Success Requires Reaction *LAST POST*

The main reason I created the blog is purely because I enjoy writing. With this in mind, I actually want people to read the content I post. So why is it I express controversial views whilst making myself out to be an ‘up-himself asshole’? To be honest, it isn’t because I am. I understand the line to what should and shouldn’t be said, though when writing on my blog I choose to ignore it.

See the thing is, nobody enjoys reading a boring text about ‘how my day went’ and if you do, I highly recommend you watch Keeping Up With The Kardashians. No. Instead, people enjoy reading a text that makes them think or gasp or be surprised at ect. I decided very early on that in order for my blog to be successful I need a reaction from the readers. Bad (or good) publicity is publicity after all.

After a year of my blog, I have successfully proved that point. Despite what people think about me and the content I post, people read it and came back, time and time again. Not only did people read my blog, but also talked about it, with the topic of conversation usually leading to how much of a dick I am. However, I realise it’s gone too far. There’s a difference between ‘controversial’ and making yourself look like an absolute egotistical snobby asshole – which many people would argue I still am.

It’s because of this reason, I am closing the blog.
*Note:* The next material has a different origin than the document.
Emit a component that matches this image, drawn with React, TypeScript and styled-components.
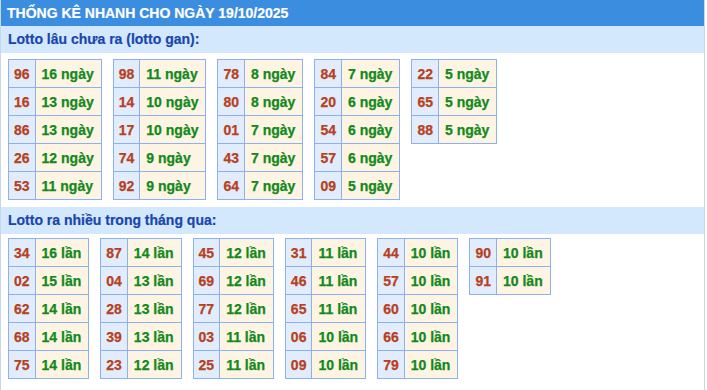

Yes I know I ‘closed’ it before and reopened again due to the itch of indirectly slagging people off (which I find hilarious), however this time it’s for certain. I think, though it may be an intense struggle, I can cope with not being able to write about stuff in order to avoid a bad reputation which I currently possess.

Is this the easy way out? Sure. But I’ve had my fun and have enjoyed every second of it.

.. also fuck you I meant every word I said and I am the best human being alive :-)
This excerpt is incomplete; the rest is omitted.